◆ WORK REQUIRED:
Look through the material below for "React". Copy every line that contains it.

[Records with interface code]
[start]

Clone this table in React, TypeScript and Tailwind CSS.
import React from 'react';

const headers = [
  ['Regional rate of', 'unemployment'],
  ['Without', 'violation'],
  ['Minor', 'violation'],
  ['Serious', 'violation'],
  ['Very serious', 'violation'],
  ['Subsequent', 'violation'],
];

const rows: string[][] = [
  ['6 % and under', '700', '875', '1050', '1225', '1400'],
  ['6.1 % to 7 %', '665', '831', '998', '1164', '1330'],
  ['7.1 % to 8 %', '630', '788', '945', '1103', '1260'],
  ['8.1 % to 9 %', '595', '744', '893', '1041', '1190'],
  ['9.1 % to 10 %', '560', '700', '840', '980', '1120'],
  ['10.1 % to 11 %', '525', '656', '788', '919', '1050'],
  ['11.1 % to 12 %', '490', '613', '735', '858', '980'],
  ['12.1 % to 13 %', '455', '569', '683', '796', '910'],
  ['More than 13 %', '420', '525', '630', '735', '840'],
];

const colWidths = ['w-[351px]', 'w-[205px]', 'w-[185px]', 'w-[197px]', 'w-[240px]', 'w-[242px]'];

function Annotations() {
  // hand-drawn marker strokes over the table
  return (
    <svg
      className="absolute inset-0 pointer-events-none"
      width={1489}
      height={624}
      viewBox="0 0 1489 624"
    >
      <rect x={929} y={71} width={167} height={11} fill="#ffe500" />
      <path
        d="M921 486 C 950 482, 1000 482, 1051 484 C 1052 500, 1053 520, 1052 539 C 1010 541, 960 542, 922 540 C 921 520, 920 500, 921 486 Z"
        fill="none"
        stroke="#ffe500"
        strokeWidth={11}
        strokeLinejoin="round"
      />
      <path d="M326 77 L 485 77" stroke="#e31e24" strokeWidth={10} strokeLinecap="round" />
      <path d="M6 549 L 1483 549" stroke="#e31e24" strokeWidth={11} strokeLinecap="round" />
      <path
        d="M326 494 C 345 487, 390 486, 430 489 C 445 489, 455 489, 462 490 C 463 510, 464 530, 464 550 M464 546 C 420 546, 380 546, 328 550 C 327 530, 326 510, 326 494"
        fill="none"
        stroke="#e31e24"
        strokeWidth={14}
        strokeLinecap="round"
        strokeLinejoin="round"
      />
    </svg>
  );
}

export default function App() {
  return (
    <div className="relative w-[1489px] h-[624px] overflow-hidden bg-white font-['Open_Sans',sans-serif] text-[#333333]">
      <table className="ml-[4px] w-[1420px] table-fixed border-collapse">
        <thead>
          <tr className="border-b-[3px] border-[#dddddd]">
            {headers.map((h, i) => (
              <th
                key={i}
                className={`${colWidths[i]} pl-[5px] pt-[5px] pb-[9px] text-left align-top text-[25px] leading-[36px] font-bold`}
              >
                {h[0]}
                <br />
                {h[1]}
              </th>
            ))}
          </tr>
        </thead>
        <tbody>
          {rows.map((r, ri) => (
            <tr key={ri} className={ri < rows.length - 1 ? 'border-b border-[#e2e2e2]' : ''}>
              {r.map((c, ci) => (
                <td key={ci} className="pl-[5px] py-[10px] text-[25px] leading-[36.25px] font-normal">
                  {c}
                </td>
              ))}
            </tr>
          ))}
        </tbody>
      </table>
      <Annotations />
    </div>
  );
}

[end]
[start]

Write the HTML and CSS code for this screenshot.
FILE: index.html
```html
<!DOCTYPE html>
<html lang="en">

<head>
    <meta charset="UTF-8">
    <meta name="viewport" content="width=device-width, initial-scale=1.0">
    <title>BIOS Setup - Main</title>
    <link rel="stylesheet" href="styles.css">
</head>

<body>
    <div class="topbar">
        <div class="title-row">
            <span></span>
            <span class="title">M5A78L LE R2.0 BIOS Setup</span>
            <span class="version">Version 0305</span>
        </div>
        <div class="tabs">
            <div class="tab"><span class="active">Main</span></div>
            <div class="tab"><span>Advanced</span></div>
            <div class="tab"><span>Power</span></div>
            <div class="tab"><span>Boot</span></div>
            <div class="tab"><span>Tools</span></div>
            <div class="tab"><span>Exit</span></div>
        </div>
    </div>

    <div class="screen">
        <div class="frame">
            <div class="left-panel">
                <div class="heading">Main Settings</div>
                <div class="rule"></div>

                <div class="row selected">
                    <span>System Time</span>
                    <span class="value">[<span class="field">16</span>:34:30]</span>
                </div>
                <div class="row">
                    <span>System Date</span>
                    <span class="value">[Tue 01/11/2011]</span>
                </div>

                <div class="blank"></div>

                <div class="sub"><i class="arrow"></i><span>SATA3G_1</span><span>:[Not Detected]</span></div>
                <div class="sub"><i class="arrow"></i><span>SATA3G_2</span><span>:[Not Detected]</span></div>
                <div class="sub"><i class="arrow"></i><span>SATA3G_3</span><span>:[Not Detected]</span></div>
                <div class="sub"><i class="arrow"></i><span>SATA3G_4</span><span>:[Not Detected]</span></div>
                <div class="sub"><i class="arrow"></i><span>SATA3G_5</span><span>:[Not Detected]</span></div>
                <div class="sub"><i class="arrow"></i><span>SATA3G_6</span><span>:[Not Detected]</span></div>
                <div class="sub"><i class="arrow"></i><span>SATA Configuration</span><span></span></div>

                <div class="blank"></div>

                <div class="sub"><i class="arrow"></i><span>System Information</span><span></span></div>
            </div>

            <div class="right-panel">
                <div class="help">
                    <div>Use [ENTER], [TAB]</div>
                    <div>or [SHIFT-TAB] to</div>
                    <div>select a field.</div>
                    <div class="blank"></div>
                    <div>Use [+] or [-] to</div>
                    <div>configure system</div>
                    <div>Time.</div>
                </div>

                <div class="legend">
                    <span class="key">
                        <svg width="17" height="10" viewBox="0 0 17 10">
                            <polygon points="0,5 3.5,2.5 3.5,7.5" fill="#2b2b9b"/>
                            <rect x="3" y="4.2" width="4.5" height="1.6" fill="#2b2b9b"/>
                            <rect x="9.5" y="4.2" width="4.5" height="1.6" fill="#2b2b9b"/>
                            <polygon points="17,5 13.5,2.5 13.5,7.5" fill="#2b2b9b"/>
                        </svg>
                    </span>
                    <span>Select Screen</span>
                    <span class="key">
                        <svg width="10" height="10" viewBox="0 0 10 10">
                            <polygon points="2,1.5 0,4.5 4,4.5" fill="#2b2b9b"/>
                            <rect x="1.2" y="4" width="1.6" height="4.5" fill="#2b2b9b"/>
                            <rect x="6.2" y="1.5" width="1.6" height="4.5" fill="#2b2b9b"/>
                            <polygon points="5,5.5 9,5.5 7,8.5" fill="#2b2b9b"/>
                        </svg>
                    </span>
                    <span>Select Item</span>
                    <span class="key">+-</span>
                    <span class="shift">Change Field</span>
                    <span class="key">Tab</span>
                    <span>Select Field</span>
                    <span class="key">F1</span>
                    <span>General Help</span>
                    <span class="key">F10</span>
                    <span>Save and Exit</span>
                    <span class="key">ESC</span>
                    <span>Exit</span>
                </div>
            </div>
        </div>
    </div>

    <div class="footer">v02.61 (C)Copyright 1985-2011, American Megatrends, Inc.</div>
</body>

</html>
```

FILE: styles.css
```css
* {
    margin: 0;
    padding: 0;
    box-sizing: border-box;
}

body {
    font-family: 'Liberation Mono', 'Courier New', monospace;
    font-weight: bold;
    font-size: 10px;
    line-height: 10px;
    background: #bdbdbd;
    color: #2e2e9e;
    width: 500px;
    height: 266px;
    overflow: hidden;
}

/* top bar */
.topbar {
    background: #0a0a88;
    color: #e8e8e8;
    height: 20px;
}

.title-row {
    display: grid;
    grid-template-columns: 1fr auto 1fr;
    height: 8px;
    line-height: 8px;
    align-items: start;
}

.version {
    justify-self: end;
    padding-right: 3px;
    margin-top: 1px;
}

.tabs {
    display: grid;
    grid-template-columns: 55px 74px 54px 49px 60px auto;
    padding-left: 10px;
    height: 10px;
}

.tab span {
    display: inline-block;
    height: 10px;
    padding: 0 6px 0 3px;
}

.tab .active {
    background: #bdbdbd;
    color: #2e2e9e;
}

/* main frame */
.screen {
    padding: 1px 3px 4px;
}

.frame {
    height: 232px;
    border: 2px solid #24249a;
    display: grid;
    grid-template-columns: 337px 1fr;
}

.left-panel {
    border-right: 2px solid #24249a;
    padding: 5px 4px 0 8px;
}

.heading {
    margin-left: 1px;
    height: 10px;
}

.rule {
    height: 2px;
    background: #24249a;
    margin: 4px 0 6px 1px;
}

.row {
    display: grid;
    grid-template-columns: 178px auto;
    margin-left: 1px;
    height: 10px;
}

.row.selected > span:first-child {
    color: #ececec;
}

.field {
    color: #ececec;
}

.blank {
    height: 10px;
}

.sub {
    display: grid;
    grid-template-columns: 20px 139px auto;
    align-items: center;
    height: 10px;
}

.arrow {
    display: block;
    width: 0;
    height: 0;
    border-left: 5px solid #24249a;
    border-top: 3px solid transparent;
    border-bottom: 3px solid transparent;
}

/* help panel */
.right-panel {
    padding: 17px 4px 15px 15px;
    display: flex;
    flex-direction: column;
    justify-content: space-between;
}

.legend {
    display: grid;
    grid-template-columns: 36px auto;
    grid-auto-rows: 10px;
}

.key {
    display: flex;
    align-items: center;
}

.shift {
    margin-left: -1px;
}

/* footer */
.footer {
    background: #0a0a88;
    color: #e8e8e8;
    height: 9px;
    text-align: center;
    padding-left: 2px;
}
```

[end]

◆ SOLVED EXERCISE:
Clone this table in React, TypeScript and Tailwind CSS.
import React from 'react';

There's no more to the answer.